If you are saying “Well why not wait until after the singularity?” then yes, I do think that eventually it doesn’t look like this. But that can just look like people failing to get their act together, and then eventually when they try to replace deployed AI systems they fail. Depending on how generalization works that may look like a failure (as in scenario 2) or everything may just look dandy from the human perspective because they are now permanently unable to effectively perceive or act in the real world (especially off of earth). I basically think that all bets are off if humans just try to sit tight while an incomprehensible AI world-outside-the-gates goes through a growth explosion.

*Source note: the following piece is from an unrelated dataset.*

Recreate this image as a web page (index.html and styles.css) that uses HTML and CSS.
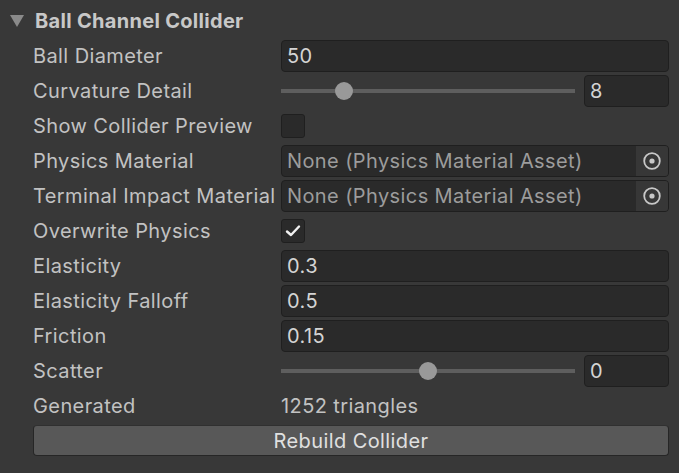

I think there’s a perspective where the post-singularity failure is still the important thing to talk about, and that’s an error I made in writing the post. I skipped it because there is no real action after the singularity—the damage is irreversibly done, all of the high-stakes decisions are behind us—but it still matters for people trying to wrap their heads around what’s going on. And moreover, the only reason it looks that way to me is because I’m bringing in a ton of background empirical assumptions (e.g. I believe that massive acceleration in growth is quite likely), and the story will justifiably sound very different to someone who isn’t coming in with those assumptions.
I think there’s a perspective where the post-singularity failure is still the important thing to talk about, and that’s an error I made in writing the post. I skipped it because there is no real action after the singularity—the damage is irreversibly done, all of the high-stakes decisions are behind us—but it still matters for people trying to wrap their heads around what’s going on. And moreover, the only reason it looks that way to me is because I’m bringing in a ton of background empirical assumptions (e.g. I believe that massive acceleration in growth is quite likely), and the story will justifiably sound very different to someone who isn’t coming in with those assumptions.

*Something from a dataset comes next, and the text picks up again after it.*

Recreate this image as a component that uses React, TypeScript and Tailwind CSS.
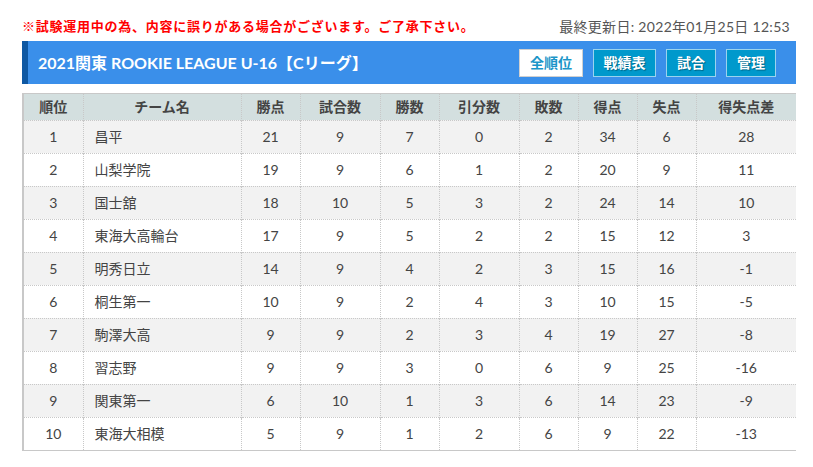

Fwiw I think I didn’t realize you weren’t making claims about what post-singularity looked like, and that was part of my confusion about this post. Interpreting it as “what’s happening until the singularity” makes more sense. (And I think I’m mostly fine with the claim that it isn’t that important to think about what happens after the singularity.)
There are a bunch of things that differ between part I and part II, I believe they are correlated with each other but not at all perfectly. In the post I’m intending to illustrate what I believe some plausible failures look like, in a way intended to capture a bunch of the probability space. I’m illustrating these kinds of bad generalizations and ways in which the resulting failures could be catastrophic. I don’t really know what “making the claim” means, but I would say that any ways in which the story isn’t realistic are interesting to me (and we’ve already discussed many, and my views have—unsurprisingly!---changed considerably in the details over the last 2 years), whether they are about the generalizations or the impacts.
I do think that the “going out with a whimper” scenario may ultimately transition into something abrupt, unless people don’t have their act together enough to even put up a fight (which I do think is fairly likely conditioned on catastrophe, and may be the most likely failure mode).
We can continue to work on the alignment problem and continue to fail to solve it, e.g. because the problem is very challenging or impossible or because we don’t end up putting in a giant excellent effort (e.g. if we spent a billion dollars a year on alignment right now it seems plausible it would be a catastrophic mess of people working on irrelevant stuff, generating lots of noise while we continue to make important progress at a very slow rate).
The most important reason this is possible is that change is accelerating radically, e.g. I believe that it’s quite plausible we will not have massive investment in these problems until we are 5-10 years away from a singularity and so just don’t have much time.
If you are saying “Well why not wait until after the singularity?” then yes, I do think that eventually it doesn’t look like this. But that can just look like people failing to get their act together, and then eventually when they try to replace deployed AI systems they fail. Depending on how generalization works that may look like a failure (as in scenario 2) or everything may just look dandy from the human perspective because they are now permanently unable to effectively perceive or act in the real world (especially off of earth). I basically think that all bets are off if humans just try to sit tight while an incomprehensible AI world-outside-the-gates goes through a growth explosion.
I think there’s a perspective where the post-singularity failure is still the important thing to talk about, and that’s an error I made in writing the post. I skipped it because there is no real action after the singularity—the damage is irreversibly done, all of the high-stakes decisions are behind us—but it still matters for people trying to wrap their heads around what’s going on. And moreover, the only reason it looks that way to me is because I’m bringing in a ton of background empirical assumptions (e.g. I believe that massive acceleration in growth is quite likely), and the story will justifiably sound very different to someone who isn’t coming in with those assumptions.
Fwiw I think I didn’t realize you weren’t making claims about what post-singularity looked like, and that was part of my confusion about this post. Interpreting it as “what’s happening until the singularity” makes more sense. (And I think I’m mostly fine with the claim that it isn’t that important to think about what happens after the singularity.)